Mit einer gewissen Patina
Auch der untere Wohnbereich der Eltern wird in einigen Jahren anders aussehen: Dafür sorgt eine Rippenstreckmetall-Fassade aus Schwarzblech, die mit der Zeit zu rosten beginnt. "Aluminium bleibt Aluminium. Hier entsteht jedoch eine gewisse Patina." Nebenbei sei es eine billige Lösung gewesen, um die alte Putzfassade des Hauses zu kaschieren.
Zeit ist ein wichtiger Faktor für Schwarz, oberflächliche Architektur nicht seine Welt. Sie brauche eben Zeit zum Wachsen. Und währenddessen lässt sich das Panorama der umliegenden Bergwelt von Dobratsch bis Goldeck vom Inneren aus beobachten – anstelle von Außenwänden setzte er nämlich ausschließlich auf Glas. "Natürlich muss man querlüften und tagsüber die Jalousien nutzen, aber da die Nächte kühl sind, ist es im Sommer nie zu heiß geworden."
Probe aufs Exempel
Risiken wie diese hätte er bei einem anderen Bauherren nicht eingehen können. Auch der Einbau einer Infrarotheizung konnte den Test des Alltags bestehen. Es sind Details, an denen sich Schwarz probiert hat. Die Fotovoltaikanlage würde er das nächste Mal weglassen: "Eine Investition, die sich für mich nicht lohnt."

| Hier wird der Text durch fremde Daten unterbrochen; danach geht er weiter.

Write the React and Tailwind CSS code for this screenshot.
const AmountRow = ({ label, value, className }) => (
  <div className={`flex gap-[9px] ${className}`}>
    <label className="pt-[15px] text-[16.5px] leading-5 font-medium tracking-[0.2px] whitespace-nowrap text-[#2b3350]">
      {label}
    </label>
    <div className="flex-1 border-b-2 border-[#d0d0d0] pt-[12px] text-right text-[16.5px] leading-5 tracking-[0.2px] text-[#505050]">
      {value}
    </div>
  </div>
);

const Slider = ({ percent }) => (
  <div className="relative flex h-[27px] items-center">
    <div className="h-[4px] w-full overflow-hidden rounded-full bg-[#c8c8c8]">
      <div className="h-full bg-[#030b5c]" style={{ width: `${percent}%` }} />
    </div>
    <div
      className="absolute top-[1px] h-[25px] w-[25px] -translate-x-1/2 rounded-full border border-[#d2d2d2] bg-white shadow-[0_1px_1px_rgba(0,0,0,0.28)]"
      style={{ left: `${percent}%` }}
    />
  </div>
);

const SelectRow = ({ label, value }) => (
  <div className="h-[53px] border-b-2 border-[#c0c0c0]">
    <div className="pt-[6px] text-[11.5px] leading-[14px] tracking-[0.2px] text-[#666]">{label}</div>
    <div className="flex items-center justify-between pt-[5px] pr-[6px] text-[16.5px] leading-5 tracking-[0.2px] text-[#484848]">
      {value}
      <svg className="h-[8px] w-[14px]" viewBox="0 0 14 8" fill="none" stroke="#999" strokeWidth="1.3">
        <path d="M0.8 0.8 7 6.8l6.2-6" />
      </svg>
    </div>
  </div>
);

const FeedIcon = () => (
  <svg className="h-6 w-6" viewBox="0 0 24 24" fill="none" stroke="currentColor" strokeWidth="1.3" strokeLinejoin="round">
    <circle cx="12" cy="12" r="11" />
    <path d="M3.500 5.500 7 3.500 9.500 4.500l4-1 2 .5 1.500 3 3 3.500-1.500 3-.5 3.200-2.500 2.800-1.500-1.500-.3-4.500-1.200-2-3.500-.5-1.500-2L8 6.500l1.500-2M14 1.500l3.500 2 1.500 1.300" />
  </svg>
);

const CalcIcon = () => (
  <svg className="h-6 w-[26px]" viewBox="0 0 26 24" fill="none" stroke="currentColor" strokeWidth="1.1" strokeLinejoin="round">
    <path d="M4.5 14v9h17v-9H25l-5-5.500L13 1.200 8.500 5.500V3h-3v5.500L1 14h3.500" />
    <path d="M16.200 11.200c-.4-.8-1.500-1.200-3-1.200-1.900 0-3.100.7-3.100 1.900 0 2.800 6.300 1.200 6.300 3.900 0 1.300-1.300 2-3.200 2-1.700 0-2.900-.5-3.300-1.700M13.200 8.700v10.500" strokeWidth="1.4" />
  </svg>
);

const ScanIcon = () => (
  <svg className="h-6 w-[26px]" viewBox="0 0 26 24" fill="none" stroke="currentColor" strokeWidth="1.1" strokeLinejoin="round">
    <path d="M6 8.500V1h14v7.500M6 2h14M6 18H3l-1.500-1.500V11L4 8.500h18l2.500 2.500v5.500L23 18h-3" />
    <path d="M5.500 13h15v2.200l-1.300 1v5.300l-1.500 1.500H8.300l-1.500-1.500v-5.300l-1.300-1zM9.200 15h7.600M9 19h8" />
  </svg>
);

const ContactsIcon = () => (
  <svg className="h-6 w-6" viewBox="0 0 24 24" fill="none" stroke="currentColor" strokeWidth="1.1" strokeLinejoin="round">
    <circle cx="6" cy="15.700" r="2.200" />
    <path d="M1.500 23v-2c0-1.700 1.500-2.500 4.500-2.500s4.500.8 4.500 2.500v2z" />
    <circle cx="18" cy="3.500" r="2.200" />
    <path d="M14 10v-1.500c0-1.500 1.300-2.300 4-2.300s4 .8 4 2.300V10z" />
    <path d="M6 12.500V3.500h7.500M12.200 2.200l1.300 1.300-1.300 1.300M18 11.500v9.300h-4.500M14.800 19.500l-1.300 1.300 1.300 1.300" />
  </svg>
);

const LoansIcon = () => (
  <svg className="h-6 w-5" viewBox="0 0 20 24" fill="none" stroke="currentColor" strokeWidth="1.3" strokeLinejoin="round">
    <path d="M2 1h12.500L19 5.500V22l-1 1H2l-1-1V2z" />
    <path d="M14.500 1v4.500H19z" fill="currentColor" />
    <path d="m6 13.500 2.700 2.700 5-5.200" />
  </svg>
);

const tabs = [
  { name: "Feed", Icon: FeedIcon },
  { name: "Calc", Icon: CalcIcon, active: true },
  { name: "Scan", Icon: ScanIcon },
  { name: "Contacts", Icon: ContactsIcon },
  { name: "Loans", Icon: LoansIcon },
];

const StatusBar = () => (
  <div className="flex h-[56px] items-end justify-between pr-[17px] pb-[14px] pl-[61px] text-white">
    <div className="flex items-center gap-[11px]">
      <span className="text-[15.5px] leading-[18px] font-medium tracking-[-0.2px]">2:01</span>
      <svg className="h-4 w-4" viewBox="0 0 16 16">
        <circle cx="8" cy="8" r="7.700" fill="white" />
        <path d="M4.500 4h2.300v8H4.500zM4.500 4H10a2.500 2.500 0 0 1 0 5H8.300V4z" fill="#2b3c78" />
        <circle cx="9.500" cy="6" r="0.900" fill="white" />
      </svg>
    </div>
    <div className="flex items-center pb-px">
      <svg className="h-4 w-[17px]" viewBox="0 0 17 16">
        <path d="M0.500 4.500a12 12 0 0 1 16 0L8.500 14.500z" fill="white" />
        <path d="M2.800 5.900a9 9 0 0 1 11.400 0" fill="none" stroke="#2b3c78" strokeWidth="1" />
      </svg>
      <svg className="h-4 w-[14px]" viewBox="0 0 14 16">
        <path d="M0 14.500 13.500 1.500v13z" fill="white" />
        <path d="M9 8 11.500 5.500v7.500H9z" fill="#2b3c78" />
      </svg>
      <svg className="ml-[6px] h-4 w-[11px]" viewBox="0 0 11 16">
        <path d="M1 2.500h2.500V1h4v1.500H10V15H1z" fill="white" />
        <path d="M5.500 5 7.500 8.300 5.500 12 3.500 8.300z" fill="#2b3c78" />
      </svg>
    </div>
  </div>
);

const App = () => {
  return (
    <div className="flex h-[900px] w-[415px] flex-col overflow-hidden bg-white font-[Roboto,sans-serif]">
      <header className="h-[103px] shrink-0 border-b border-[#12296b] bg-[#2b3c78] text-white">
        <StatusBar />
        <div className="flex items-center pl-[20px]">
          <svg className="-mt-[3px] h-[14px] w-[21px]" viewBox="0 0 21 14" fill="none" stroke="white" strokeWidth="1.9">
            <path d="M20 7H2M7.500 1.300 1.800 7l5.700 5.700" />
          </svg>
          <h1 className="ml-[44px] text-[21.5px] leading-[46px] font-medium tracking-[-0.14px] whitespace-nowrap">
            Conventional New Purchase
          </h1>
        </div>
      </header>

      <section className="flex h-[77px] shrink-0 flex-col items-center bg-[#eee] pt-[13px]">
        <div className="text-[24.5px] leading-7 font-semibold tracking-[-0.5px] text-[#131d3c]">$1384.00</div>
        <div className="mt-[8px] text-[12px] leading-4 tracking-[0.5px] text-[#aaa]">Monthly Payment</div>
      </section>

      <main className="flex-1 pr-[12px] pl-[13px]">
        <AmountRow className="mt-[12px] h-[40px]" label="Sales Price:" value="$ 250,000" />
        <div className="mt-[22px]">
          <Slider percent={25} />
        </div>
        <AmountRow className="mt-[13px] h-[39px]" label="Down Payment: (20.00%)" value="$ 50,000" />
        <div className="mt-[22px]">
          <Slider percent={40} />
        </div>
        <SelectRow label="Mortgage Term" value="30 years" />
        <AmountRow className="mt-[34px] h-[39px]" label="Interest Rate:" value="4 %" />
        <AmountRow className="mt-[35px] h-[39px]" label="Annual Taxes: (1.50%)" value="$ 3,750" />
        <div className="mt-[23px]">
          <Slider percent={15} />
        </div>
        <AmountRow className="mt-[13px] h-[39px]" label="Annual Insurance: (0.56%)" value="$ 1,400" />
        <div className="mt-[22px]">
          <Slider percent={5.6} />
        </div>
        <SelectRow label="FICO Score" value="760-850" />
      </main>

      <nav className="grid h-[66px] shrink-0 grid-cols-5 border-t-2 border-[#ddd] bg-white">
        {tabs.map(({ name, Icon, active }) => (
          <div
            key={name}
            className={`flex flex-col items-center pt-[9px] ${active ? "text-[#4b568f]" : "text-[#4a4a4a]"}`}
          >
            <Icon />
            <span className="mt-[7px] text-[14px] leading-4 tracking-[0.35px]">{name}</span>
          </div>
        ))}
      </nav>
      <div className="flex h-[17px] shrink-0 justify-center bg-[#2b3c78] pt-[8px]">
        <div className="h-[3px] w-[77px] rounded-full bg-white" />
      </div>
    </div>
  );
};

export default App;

Auf jeden Fall gelohnt hat sich die Fertigteilbauweise: Die obere Etage wurde in zwei Tagen aufgestellt, tragende Vollmassivholzwände in der Brettschicht-Variante bilden die Raumstruktur. Ein Dreischicht-Dielenparkett bedeckt nicht nur Terrain, sondern auch Wände. Selbst in den Sanitärbereichen sucht man vergeblich nach Fliesen, wird aber unbehandeltes Fichtenholz finden. "Holz bedeutet Komfort – und funktioniert mit Wasser ausgezeichnet."
Gute Zutaten
Einfach und reduziert zu arbeiten, das sei ihm am liebsten. Sowohl was die Formensprache als auch die Materialauswahl betrifft. Und multifunktional: Das Schlafzimmer ist vom Bad beispielsweise nur durch einen Querkasten getrennt, der Stauraum bietet und auf der Seite des Waschbeckens vollverspiegelt ist – zwei Funktionen in einem Schrank. Aus den Überbleibseln des Parkettbodens entstand der Tisch, der das Wohnzimmer ziert. "Wie beim Kochen als auch bei der Architektur braucht es in erster Linie gute Zutaten, die man aufeinander abstimmt."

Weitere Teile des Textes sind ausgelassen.